** What needs to be done **
Transcribe the whole listing without a single picture.

################

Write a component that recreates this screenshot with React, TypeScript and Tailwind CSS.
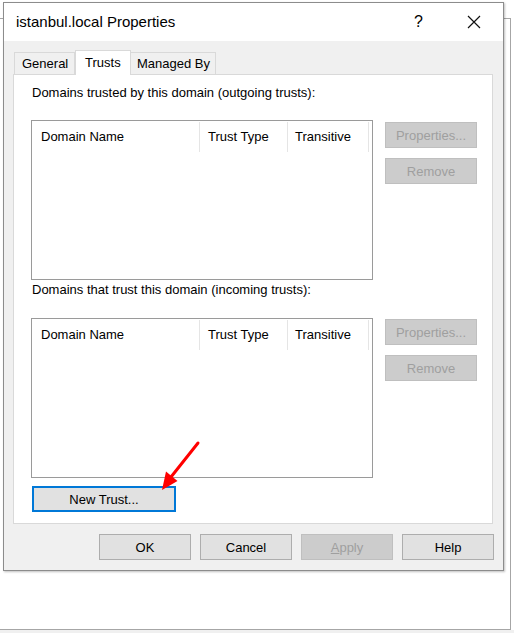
import { ReactNode } from "react";

const TrustList = () => (
  <div className="w-[342px] h-[160px] border border-[#9a9a9a] bg-white">
    <div className="flex h-[32px] items-stretch">
      <div className="w-[168px] flex items-center pl-[9px] border-r border-[#e5e5e5] my-[1px]">Domain Name</div>
      <div className="w-[88px] flex items-center pl-[8px] border-r border-[#e5e5e5] my-[1px]">Trust Type</div>
      <div className="w-[81px] flex items-center pl-[7px] border-r border-[#e5e5e5] my-[1px]">Transitive</div>
    </div>
  </div>
);

const Button = ({ children, disabled, focused, className = "" }: { children: ReactNode; disabled?: boolean; focused?: boolean; className?: string }) => {
  let look = "bg-[#e1e1e1] border border-[#adadad] text-black";
  if (disabled) look = "bg-[#cccccc] border border-[#bfbfbf] text-[#9f9f9f]";
  if (focused) look = "bg-[#e1e1e1] border-2 border-[#0078d7] text-black";
  return (
    <div className={`h-[26px] flex items-center justify-center leading-none ${look} ${className}`}>
      {children}
    </div>
  );
};

const SideButtons = () => (
  <div className="flex flex-col gap-[10px] ml-[12px]">
    <Button disabled className="w-[92px]">Properties...</Button>
    <Button disabled className="w-[92px]">Remove</Button>
  </div>
);

export default function App() {
  return (
    <div className="relative w-[514px] h-[633px] bg-white overflow-hidden font-['Liberation_Sans',Arial,sans-serif] text-[13px] text-black">
      {/* window behind the dialog */}
      <div className="mt-[18px] h-[612px] w-[511px] border-t border-r border-b border-[#a6a6a6]" />
      <div className="h-[3px] bg-[#f0f0f0]" />

      {/* dialog */}
      <div className="absolute left-[3px] top-[2px] w-[501px] h-[569px] border border-[#8c8c8c] bg-[#f0f0f0] shadow-[1px_1px_2px_rgba(0,0,0,0.25)] flex flex-col">
        <div className="h-[38px] bg-white flex items-center pl-[12px] pb-[1px] shrink-0">
          <span className="text-[15px] leading-none">istanbul.local Properties</span>
          <span className="ml-auto text-[16px] leading-none mr-[44px]">?</span>
          <svg width="14" height="14" viewBox="0 0 14 14" className="mr-[22px]">
            <path d="M1 1 L13 13 M13 1 L1 13" stroke="#111" strokeWidth="1.2" />
          </svg>
        </div>

        <div className="pl-[9px] pt-[8px]">
          {/* tabs */}
          <div className="flex items-end h-[25px] relative z-10">
            <div className="ml-[1px] w-[61px] h-[22px] border border-b-0 border-[#d9d9d9] bg-[#f0f0f0] flex items-center pl-[7px]">General</div>
            <div className="w-[56px] h-[25px] -mb-px border border-b-0 border-[#d9d9d9] bg-white flex items-start pt-[2px] pl-[9px]">Trusts</div>
            <div className="w-[85px] h-[22px] border border-b-0 border-l-0 border-[#d9d9d9] bg-[#f0f0f0] flex items-center pl-[6px]">Managed By</div>
          </div>

          {/* tab panel */}
          <div className="w-[480px] h-[450px] border border-[#d9d9d9] bg-white pl-[17px] pt-[10px]">
            <div className="leading-[15px] pl-[1px]">Domains trusted by this domain (outgoing trusts):</div>
            <div className="flex items-start mt-[20px]">
              <TrustList />
              <div className="mt-[2px]">
                <SideButtons />
              </div>
            </div>
            <div className="leading-[15px] mt-[2px] pl-[1px]">Domains that trust this domain (incoming trusts):</div>
            <div className="flex items-start mt-[21px]">
              <TrustList />
              <div className="mt-[1px]">
                <SideButtons />
              </div>
            </div>
            <Button focused className="w-[144px] mt-[8px] ml-[1px]">New Trust...</Button>
          </div>
        </div>

        <div className="flex justify-end gap-[9px] pr-[9px] mt-[10px]">
          <Button className="w-[92px]">OK</Button>
          <Button className="w-[92px]">Cancel</Button>
          <Button disabled className="w-[92px]"><span><span className="underline">A</span>pply</span></Button>
          <Button className="w-[92px]">Help</Button>
        </div>
      </div>

      {/* annotation arrow */}
      <svg className="absolute left-0 top-0 pointer-events-none" width="514" height="633">
        <line x1="198" y1="443" x2="171" y2="477" stroke="#ff0000" strokeWidth="3" strokeLinecap="round" />
        <polygon points="162,490 177.5,481 166,471.5" fill="#ff0000" />
      </svg>
    </div>
  );
}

################

** Output of the task **
Write a component that recreates this screenshot with React, TypeScript and Tailwind CSS.
import { ReactNode } from "react";

const TrustList = () => (
  <div className="w-[342px] h-[160px] border border-[#9a9a9a] bg-white">
    <div className="flex h-[32px] items-stretch">
      <div className="w-[168px] flex items-center pl-[9px] border-r border-[#e5e5e5] my-[1px]">Domain Name</div>
      <div className="w-[88px] flex items-center pl-[8px] border-r border-[#e5e5e5] my-[1px]">Trust Type</div>
      <div className="w-[81px] flex items-center pl-[7px] border-r border-[#e5e5e5] my-[1px]">Transitive</div>
    </div>
  </div>
);

const Button = ({ children, disabled, focused, className = "" }: { children: ReactNode; disabled?: boolean; focused?: boolean; className?: string }) => {
  let look = "bg-[#e1e1e1] border border-[#adadad] text-black";
  if (disabled) look = "bg-[#cccccc] border border-[#bfbfbf] text-[#9f9f9f]";
  if (focused) look = "bg-[#e1e1e1] border-2 border-[#0078d7] text-black";
  return (
    <div className={`h-[26px] flex items-center justify-center leading-none ${look} ${className}`}>
      {children}
    </div>
  );
};

const SideButtons = () => (
  <div className="flex flex-col gap-[10px] ml-[12px]">
    <Button disabled className="w-[92px]">Properties...</Button>
    <Button disabled className="w-[92px]">Remove</Button>
  </div>
);

export default function App() {
  return (
    <div className="relative w-[514px] h-[633px] bg-white overflow-hidden font-['Liberation_Sans',Arial,sans-serif] text-[13px] text-black">
      {/* window behind the dialog */}
      <div className="mt-[18px] h-[612px] w-[511px] border-t border-r border-b border-[#a6a6a6]" />
      <div className="h-[3px] bg-[#f0f0f0]" />

      {/* dialog */}
      <div className="absolute left-[3px] top-[2px] w-[501px] h-[569px] border border-[#8c8c8c] bg-[#f0f0f0] shadow-[1px_1px_2px_rgba(0,0,0,0.25)] flex flex-col">
        <div className="h-[38px] bg-white flex items-center pl-[12px] pb-[1px] shrink-0">
          <span className="text-[15px] leading-none">istanbul.local Properties</span>
          <span className="ml-auto text-[16px] leading-none mr-[44px]">?</span>
          <svg width="14" height="14" viewBox="0 0 14 14" className="mr-[22px]">
            <path d="M1 1 L13 13 M13 1 L1 13" stroke="#111" strokeWidth="1.2" />
          </svg>
        </div>

        <div className="pl-[9px] pt-[8px]">
          {/* tabs */}
          <div className="flex items-end h-[25px] relative z-10">
            <div className="ml-[1px] w-[61px] h-[22px] border border-b-0 border-[#d9d9d9] bg-[#f0f0f0] flex items-center pl-[7px]">General</div>
            <div className="w-[56px] h-[25px] -mb-px border border-b-0 border-[#d9d9d9] bg-white flex items-start pt-[2px] pl-[9px]">Trusts</div>
            <div className="w-[85px] h-[22px] border border-b-0 border-l-0 border-[#d9d9d9] bg-[#f0f0f0] flex items-center pl-[6px]">Managed By</div>
          </div>

          {/* tab panel */}
          <div className="w-[480px] h-[450px] border border-[#d9d9d9] bg-white pl-[17px] pt-[10px]">
            <div className="leading-[15px] pl-[1px]">Domains trusted by this domain (outgoing trusts):</div>
            <div className="flex items-start mt-[20px]">
              <TrustList />
              <div className="mt-[2px]">
                <SideButtons />
              </div>
            </div>
            <div className="leading-[15px] mt-[2px] pl-[1px]">Domains that trust this domain (incoming trusts):</div>
            <div className="flex items-start mt-[21px]">
              <TrustList />
              <div className="mt-[1px]">
                <SideButtons />
              </div>
            </div>
            <Button focused className="w-[144px] mt-[8px] ml-[1px]">New Trust...</Button>
          </div>
        </div>

        <div className="flex justify-end gap-[9px] pr-[9px] mt-[10px]">
          <Button className="w-[92px]">OK</Button>
          <Button className="w-[92px]">Cancel</Button>
          <Button disabled className="w-[92px]"><span><span className="underline">A</span>pply</span></Button>
          <Button className="w-[92px]">Help</Button>
        </div>
      </div>

      {/* annotation arrow */}
      <svg className="absolute left-0 top-0 pointer-events-none" width="514" height="633">
        <line x1="198" y1="443" x2="171" y2="477" stroke="#ff0000" strokeWidth="3" strokeLinecap="round" />
        <polygon points="162,490 177.5,481 166,471.5" fill="#ff0000" />
      </svg>
    </div>
  );
}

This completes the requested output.